>> Begin
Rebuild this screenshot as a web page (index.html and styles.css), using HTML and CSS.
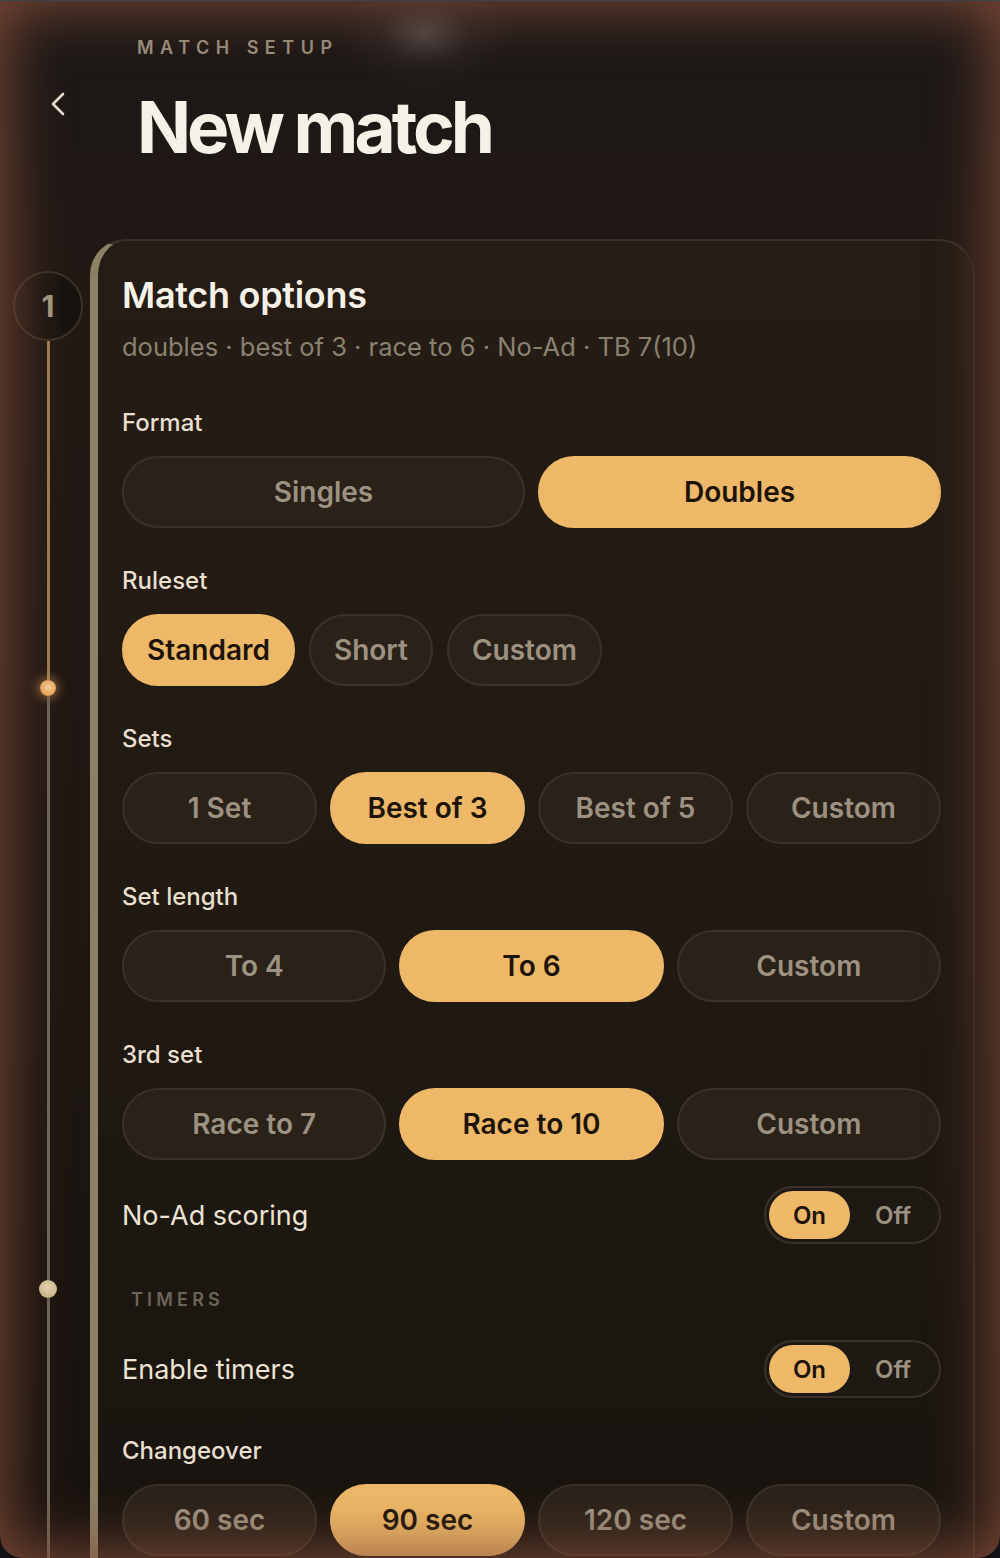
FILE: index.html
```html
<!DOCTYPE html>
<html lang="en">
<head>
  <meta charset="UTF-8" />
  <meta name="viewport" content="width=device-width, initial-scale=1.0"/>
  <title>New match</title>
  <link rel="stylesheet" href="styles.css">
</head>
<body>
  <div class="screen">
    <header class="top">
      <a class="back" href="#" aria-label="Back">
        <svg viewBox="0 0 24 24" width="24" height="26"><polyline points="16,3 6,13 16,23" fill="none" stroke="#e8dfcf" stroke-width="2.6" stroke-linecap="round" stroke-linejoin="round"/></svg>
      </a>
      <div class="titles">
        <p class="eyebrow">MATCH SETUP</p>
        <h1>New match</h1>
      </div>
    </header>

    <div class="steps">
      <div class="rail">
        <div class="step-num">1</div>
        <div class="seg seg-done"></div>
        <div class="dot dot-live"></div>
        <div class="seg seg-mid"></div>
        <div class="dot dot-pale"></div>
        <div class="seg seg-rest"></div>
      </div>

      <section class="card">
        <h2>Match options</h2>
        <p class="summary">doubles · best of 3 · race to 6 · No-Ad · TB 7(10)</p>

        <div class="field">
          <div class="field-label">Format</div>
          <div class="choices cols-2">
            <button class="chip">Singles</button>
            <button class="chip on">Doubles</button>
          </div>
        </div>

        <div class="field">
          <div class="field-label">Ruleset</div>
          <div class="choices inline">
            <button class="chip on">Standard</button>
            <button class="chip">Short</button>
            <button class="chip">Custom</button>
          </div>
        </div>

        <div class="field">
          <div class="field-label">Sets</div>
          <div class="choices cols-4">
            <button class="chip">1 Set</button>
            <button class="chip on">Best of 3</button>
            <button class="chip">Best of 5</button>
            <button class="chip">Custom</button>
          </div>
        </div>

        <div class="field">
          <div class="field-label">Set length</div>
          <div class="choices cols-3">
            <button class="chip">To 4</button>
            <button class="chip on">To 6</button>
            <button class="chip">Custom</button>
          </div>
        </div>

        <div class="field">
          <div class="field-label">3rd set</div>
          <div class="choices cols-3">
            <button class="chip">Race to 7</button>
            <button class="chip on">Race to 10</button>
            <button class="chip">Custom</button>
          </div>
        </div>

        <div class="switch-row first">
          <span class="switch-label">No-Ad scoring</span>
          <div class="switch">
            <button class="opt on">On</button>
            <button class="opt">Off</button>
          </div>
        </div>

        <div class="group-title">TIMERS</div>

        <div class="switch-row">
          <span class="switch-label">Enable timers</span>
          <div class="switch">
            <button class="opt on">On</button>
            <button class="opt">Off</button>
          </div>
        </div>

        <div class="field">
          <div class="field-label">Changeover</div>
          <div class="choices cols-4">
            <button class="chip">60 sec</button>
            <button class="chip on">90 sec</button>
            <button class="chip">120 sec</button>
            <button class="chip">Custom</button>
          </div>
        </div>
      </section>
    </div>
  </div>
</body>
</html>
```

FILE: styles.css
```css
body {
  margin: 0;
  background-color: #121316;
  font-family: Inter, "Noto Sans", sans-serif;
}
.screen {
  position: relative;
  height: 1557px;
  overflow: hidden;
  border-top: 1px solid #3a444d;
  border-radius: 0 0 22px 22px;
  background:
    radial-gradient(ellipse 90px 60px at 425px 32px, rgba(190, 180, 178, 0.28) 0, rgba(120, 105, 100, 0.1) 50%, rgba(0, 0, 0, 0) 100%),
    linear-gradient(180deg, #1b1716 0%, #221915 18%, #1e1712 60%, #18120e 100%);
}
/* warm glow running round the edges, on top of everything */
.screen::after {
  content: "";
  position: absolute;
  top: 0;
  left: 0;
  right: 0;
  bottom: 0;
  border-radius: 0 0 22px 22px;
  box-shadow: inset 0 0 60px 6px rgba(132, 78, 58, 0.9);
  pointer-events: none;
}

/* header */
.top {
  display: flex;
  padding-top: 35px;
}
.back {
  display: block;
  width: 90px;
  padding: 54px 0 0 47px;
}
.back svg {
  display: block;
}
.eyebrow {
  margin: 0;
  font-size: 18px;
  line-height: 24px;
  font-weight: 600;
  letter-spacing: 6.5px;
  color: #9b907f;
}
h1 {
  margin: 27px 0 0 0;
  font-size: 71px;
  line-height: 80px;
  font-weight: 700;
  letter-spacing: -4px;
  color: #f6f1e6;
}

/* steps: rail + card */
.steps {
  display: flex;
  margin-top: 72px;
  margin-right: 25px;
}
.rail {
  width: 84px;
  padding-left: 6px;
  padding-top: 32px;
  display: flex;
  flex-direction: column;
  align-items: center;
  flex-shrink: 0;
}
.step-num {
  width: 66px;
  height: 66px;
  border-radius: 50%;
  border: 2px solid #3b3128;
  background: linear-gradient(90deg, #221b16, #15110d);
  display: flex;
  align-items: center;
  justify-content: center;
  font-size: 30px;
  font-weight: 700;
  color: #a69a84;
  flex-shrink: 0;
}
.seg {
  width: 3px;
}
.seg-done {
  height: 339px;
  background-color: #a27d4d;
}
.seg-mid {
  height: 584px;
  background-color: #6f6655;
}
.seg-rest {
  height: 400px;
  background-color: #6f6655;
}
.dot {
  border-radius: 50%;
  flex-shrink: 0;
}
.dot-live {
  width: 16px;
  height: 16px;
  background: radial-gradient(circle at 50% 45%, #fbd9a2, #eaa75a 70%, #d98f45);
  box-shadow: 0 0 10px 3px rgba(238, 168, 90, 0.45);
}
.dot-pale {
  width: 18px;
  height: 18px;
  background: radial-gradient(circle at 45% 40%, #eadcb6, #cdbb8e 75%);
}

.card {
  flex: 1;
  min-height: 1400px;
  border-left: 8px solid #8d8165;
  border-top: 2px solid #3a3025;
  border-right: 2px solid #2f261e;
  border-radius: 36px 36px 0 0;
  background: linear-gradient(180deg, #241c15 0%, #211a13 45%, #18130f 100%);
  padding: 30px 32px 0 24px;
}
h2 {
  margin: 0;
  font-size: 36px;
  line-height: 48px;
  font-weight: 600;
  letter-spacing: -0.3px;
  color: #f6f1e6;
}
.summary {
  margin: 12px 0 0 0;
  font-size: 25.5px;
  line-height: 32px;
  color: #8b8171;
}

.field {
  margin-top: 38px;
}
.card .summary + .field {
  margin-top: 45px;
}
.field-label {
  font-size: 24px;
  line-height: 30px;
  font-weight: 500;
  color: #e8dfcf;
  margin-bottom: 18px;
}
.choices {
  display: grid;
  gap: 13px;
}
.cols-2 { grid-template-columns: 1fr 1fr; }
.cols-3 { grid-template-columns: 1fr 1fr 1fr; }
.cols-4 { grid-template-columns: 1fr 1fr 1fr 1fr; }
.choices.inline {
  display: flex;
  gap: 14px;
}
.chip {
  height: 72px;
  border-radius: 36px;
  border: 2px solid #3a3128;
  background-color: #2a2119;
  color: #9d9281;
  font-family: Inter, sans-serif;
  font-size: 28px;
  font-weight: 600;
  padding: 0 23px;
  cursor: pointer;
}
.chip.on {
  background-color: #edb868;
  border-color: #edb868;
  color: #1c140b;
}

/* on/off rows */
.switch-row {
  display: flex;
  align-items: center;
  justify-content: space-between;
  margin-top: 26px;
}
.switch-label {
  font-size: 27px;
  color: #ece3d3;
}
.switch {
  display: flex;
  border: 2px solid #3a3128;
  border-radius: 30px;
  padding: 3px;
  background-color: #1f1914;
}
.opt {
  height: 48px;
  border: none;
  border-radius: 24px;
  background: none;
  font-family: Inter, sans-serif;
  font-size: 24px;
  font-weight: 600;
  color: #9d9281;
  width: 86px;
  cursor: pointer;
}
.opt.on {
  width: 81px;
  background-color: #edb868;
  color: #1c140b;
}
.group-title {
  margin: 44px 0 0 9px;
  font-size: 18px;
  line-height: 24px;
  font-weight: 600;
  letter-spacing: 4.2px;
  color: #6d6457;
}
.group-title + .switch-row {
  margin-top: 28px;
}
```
>> End
_SET PROBLEM_
Pick out each line containing the string "styles" and copy it.

_SOLUTION TO THE PROBLEM_
Rebuild this screenshot as a web page (index.html and styles.css), using HTML and CSS.
  <link rel="stylesheet" href="styles.css">
FILE: styles.css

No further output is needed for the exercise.